# [PROBLEM STATEMENT]
Output each entry verbatim and exclude every picture from it.

====== STORED RECORDS ======

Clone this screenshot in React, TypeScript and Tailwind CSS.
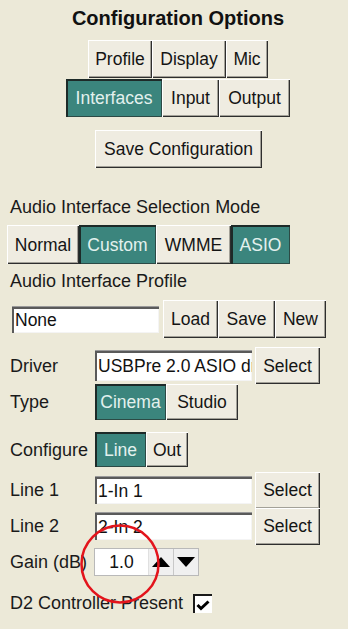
import React from 'react';

const raised =
  'bg-[#efece1] text-[#141414] shadow-[inset_1px_1px_0_#ffffff,inset_-1px_-1px_0_#2e2e2e,inset_-2px_-2px_0_#a3a198]';
const pressed =
  'bg-[#3b857d] text-[#e3f1ee] shadow-[inset_2px_2px_0_#1d2a28,inset_-1px_-1px_0_#2c4a45]';
const field =
  'bg-white text-[#111] shadow-[inset_2px_2px_0_#5a5a5a,inset_-1px_-1px_0_#f4f4f4] border-t border-[#9a9a9a]';

function Btn({ label, className, active }: { label: string; className: string; active?: boolean }) {
  return (
    <div className={`flex items-center justify-center shrink-0 ${active ? pressed : raised} ${className}`}>
      {label}
    </div>
  );
}

function Label({ text }: { text: string }) {
  return <div className="w-[95px] shrink-0 pl-[10px] text-[18px] text-[#1a1a1a]">{text}</div>;
}

function Field({ value, className }: { value: string; className: string }) {
  return (
    <div className={`shrink-0 overflow-hidden whitespace-nowrap pl-[3px] flex items-center ${field} ${className}`}>
      {value}
    </div>
  );
}

export default function App() {
  return (
    <div
      className="relative w-[348px] h-[629px] overflow-hidden bg-[#ece9d8] text-[17.5px] leading-[22px]"
      style={{ fontFamily: '"Liberation Sans", Arial, sans-serif' }}
    >
      <div className="flex flex-col">
        <div className="pt-[7px] pl-[8px] text-center font-bold text-[20px] leading-[22px] text-[#111]">
          Configuration Options
        </div>

        <div className="mt-[11px] pl-[8px] flex justify-center">
          <Btn label="Profile" className="w-[64px] h-[38px]" />
          <Btn label="Display" className="w-[74px] h-[38px]" />
          <Btn label="Mic" className="w-[42px] h-[38px]" />
        </div>
        <div className="mt-[1px] pl-[8px] flex justify-center">
          <Btn label="Interfaces" className="w-[96px] h-[38px]" active />
          <Btn label="Input" className="w-[57px] h-[38px]" />
          <Btn label="Output" className="w-[71px] h-[38px]" />
        </div>

        <div className="mt-[13px] pl-[9px] flex justify-center">
          <Btn label="Save Configuration" className="w-[167px] h-[38px]" />
        </div>

        <div className="mt-[28px] pl-[10px] text-[18px] text-[#1a1a1a]">Audio Interface Selection Mode</div>
        <div className="mt-[7px] pl-[7px] flex">
          <Btn label="Normal" className="w-[72px] h-[39px]" />
          <Btn label="Custom" className="w-[77px] h-[39px]" active />
          <Btn label="WMME" className="w-[75px] h-[39px]" />
          <Btn label="ASIO" className="w-[59px] h-[39px]" active />
        </div>

        <div className="mt-[6px] pl-[10px] text-[18px] text-[#1a1a1a]">Audio Interface Profile</div>
        <div className="mt-[8px] pl-[12px] flex items-center">
          <Field value="None" className="w-[147px] h-[27px]" />
          <div className="ml-[4px] flex">
            <Btn label="Load" className="w-[55px] h-[38px]" />
            <Btn label="Save" className="w-[57px] h-[38px]" />
            <Btn label="New" className="w-[51px] h-[38px]" />
          </div>
        </div>

        <div className="mt-[9px] flex items-center h-[37px]">
          <Label text="Driver" />
          <Field value="USBPre 2.0 ASIO driver" className="w-[157px] h-[31px]" />
          <Btn label="Select" className="ml-[3px] w-[65px] h-[37px]" />
        </div>

        <div className="flex items-center h-[36px]">
          <Label text="Type" />
          <Btn label="Cinema" className="w-[71px] h-[36px]" active />
          <Btn label="Studio" className="w-[72px] h-[36px]" />
        </div>

        <div className="mt-[12px] flex items-center h-[35px]">
          <div className="w-[95px] shrink-0 pl-[10px] text-[18px] text-[#1a1a1a] whitespace-nowrap">Configure</div>
          <Btn label="Line" className="w-[51px] h-[35px]" active />
          <Btn label="Out" className="w-[42px] h-[35px]" />
        </div>

        <div className="mt-[5px] flex items-center h-[36px]">
          <Label text="Line 1" />
          <Field value="1-In 1" className="w-[157px] h-[28px]" />
          <Btn label="Select" className="ml-[3px] w-[65px] h-[37px]" />
        </div>
        <div className="flex items-center h-[36px]">
          <Label text="Line 2" />
          <Field value="2-In 2" className="w-[157px] h-[28px]" />
          <Btn label="Select" className="ml-[3px] w-[65px] h-[37px]" />
        </div>

        <div className="mt-[4px] flex items-center h-[28px]">
          <div className="w-[94px] shrink-0 pl-[10px] text-[18px] text-[#1a1a1a] whitespace-nowrap">Gain (dB)</div>
          <div className="flex h-[28px] w-[105px] border border-[#b9b9b9] bg-[#f0f0f0]">
            <div className="w-[54px] bg-white flex items-center justify-center text-[#111] border-r border-[#e0e0e0]">
              1.0
            </div>
            <div className="w-[25px] flex items-center justify-center border-r border-[#c8c8c8]">
              <svg width="18" height="10" viewBox="0 0 18 10">
                <polygon points="9,0 18,10 0,10" fill="#000" />
              </svg>
            </div>
            <div className="flex-1 flex items-center justify-center">
              <svg width="18" height="10" viewBox="0 0 18 10">
                <polygon points="0,0 18,0 9,10" fill="#000" />
              </svg>
            </div>
          </div>
        </div>

        <div className="mt-[17px] flex items-center h-[20px]">
          <div className="pl-[10px] text-[18px] text-[#1a1a1a] whitespace-nowrap">D2 Controller Present</div>
          <div className="ml-[10px] w-[19px] h-[19px] bg-white shadow-[inset_2px_2px_0_#1a1a1a] flex items-center justify-center">
            <svg width="14" height="12" viewBox="0 0 14 12" className="mt-[3px] ml-[1px]">
              <path d="M1.5 6 L5 9.5 L12.5 2.5" stroke="#000" strokeWidth="3" fill="none" />
            </svg>
          </div>
        </div>
      </div>

      <svg className="absolute left-[80px] top-[524px]" width="82" height="82" viewBox="0 0 82 82">
        <circle cx="40" cy="40" r="38.5" stroke="#e3141c" strokeWidth="2.5" fill="none" />
      </svg>
    </div>
  );
}
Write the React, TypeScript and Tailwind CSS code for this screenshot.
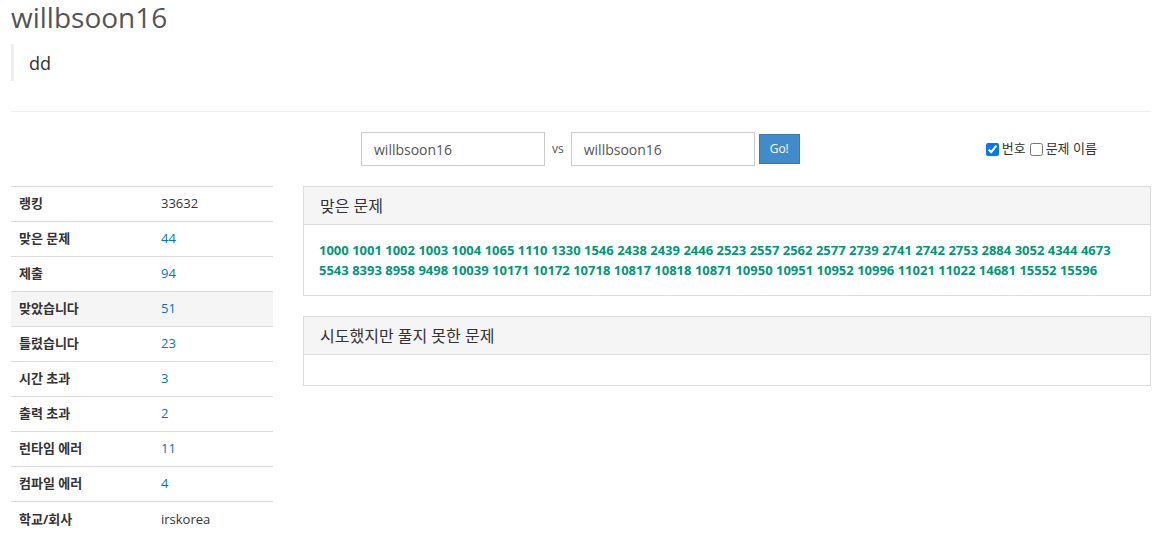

======

# [THE OUTPUT]
Clone this screenshot in React, TypeScript and Tailwind CSS.
import React from 'react';

const raised =
  'bg-[#efece1] text-[#141414] shadow-[inset_1px_1px_0_#ffffff,inset_-1px_-1px_0_#2e2e2e,inset_-2px_-2px_0_#a3a198]';
const pressed =
  'bg-[#3b857d] text-[#e3f1ee] shadow-[inset_2px_2px_0_#1d2a28,inset_-1px_-1px_0_#2c4a45]';
const field =
  'bg-white text-[#111] shadow-[inset_2px_2px_0_#5a5a5a,inset_-1px_-1px_0_#f4f4f4] border-t border-[#9a9a9a]';

function Btn({ label, className, active }: { label: string; className: string; active?: boolean }) {
  return (
    <div className={`flex items-center justify-center shrink-0 ${active ? pressed : raised} ${className}`}>
      {label}
    </div>
  );
}

function Label({ text }: { text: string }) {
  return <div className="w-[95px] shrink-0 pl-[10px] text-[18px] text-[#1a1a1a]">{text}</div>;
}

function Field({ value, className }: { value: string; className: string }) {
  return (
    <div className={`shrink-0 overflow-hidden whitespace-nowrap pl-[3px] flex items-center ${field} ${className}`}>
      {value}
    </div>
  );
}

export default function App() {
  return (
    <div
      className="relative w-[348px] h-[629px] overflow-hidden bg-[#ece9d8] text-[17.5px] leading-[22px]"
      style={{ fontFamily: '"Liberation Sans", Arial, sans-serif' }}
    >
      <div className="flex flex-col">
        <div className="pt-[7px] pl-[8px] text-center font-bold text-[20px] leading-[22px] text-[#111]">
          Configuration Options
        </div>

        <div className="mt-[11px] pl-[8px] flex justify-center">
          <Btn label="Profile" className="w-[64px] h-[38px]" />
          <Btn label="Display" className="w-[74px] h-[38px]" />
          <Btn label="Mic" className="w-[42px] h-[38px]" />
        </div>
        <div className="mt-[1px] pl-[8px] flex justify-center">
          <Btn label="Interfaces" className="w-[96px] h-[38px]" active />
          <Btn label="Input" className="w-[57px] h-[38px]" />
          <Btn label="Output" className="w-[71px] h-[38px]" />
        </div>

        <div className="mt-[13px] pl-[9px] flex justify-center">
          <Btn label="Save Configuration" className="w-[167px] h-[38px]" />
        </div>

        <div className="mt-[28px] pl-[10px] text-[18px] text-[#1a1a1a]">Audio Interface Selection Mode</div>
        <div className="mt-[7px] pl-[7px] flex">
          <Btn label="Normal" className="w-[72px] h-[39px]" />
          <Btn label="Custom" className="w-[77px] h-[39px]" active />
          <Btn label="WMME" className="w-[75px] h-[39px]" />
          <Btn label="ASIO" className="w-[59px] h-[39px]" active />
        </div>

        <div className="mt-[6px] pl-[10px] text-[18px] text-[#1a1a1a]">Audio Interface Profile</div>
        <div className="mt-[8px] pl-[12px] flex items-center">
          <Field value="None" className="w-[147px] h-[27px]" />
          <div className="ml-[4px] flex">
            <Btn label="Load" className="w-[55px] h-[38px]" />
            <Btn label="Save" className="w-[57px] h-[38px]" />
            <Btn label="New" className="w-[51px] h-[38px]" />
          </div>
        </div>

        <div className="mt-[9px] flex items-center h-[37px]">
          <Label text="Driver" />
          <Field value="USBPre 2.0 ASIO driver" className="w-[157px] h-[31px]" />
          <Btn label="Select" className="ml-[3px] w-[65px] h-[37px]" />
        </div>

        <div className="flex items-center h-[36px]">
          <Label text="Type" />
          <Btn label="Cinema" className="w-[71px] h-[36px]" active />
          <Btn label="Studio" className="w-[72px] h-[36px]" />
        </div>

        <div className="mt-[12px] flex items-center h-[35px]">
          <div className="w-[95px] shrink-0 pl-[10px] text-[18px] text-[#1a1a1a] whitespace-nowrap">Configure</div>
          <Btn label="Line" className="w-[51px] h-[35px]" active />
          <Btn label="Out" className="w-[42px] h-[35px]" />
        </div>

        <div className="mt-[5px] flex items-center h-[36px]">
          <Label text="Line 1" />
          <Field value="1-In 1" className="w-[157px] h-[28px]" />
          <Btn label="Select" className="ml-[3px] w-[65px] h-[37px]" />
        </div>
        <div className="flex items-center h-[36px]">
          <Label text="Line 2" />
          <Field value="2-In 2" className="w-[157px] h-[28px]" />
          <Btn label="Select" className="ml-[3px] w-[65px] h-[37px]" />
        </div>

        <div className="mt-[4px] flex items-center h-[28px]">
          <div className="w-[94px] shrink-0 pl-[10px] text-[18px] text-[#1a1a1a] whitespace-nowrap">Gain (dB)</div>
          <div className="flex h-[28px] w-[105px] border border-[#b9b9b9] bg-[#f0f0f0]">
            <div className="w-[54px] bg-white flex items-center justify-center text-[#111] border-r border-[#e0e0e0]">
              1.0
            </div>
            <div className="w-[25px] flex items-center justify-center border-r border-[#c8c8c8]">
              <svg width="18" height="10" viewBox="0 0 18 10">
                <polygon points="9,0 18,10 0,10" fill="#000" />
              </svg>
            </div>
            <div className="flex-1 flex items-center justify-center">
              <svg width="18" height="10" viewBox="0 0 18 10">
                <polygon points="0,0 18,0 9,10" fill="#000" />
              </svg>
            </div>
          </div>
        </div>

        <div className="mt-[17px] flex items-center h-[20px]">
          <div className="pl-[10px] text-[18px] text-[#1a1a1a] whitespace-nowrap">D2 Controller Present</div>
          <div className="ml-[10px] w-[19px] h-[19px] bg-white shadow-[inset_2px_2px_0_#1a1a1a] flex items-center justify-center">
            <svg width="14" height="12" viewBox="0 0 14 12" className="mt-[3px] ml-[1px]">
              <path d="M1.5 6 L5 9.5 L12.5 2.5" stroke="#000" strokeWidth="3" fill="none" />
            </svg>
          </div>
        </div>
      </div>

      <svg className="absolute left-[80px] top-[524px]" width="82" height="82" viewBox="0 0 82 82">
        <circle cx="40" cy="40" r="38.5" stroke="#e3141c" strokeWidth="2.5" fill="none" />
      </svg>
    </div>
  );
}
Write the React, TypeScript and Tailwind CSS code for this screenshot.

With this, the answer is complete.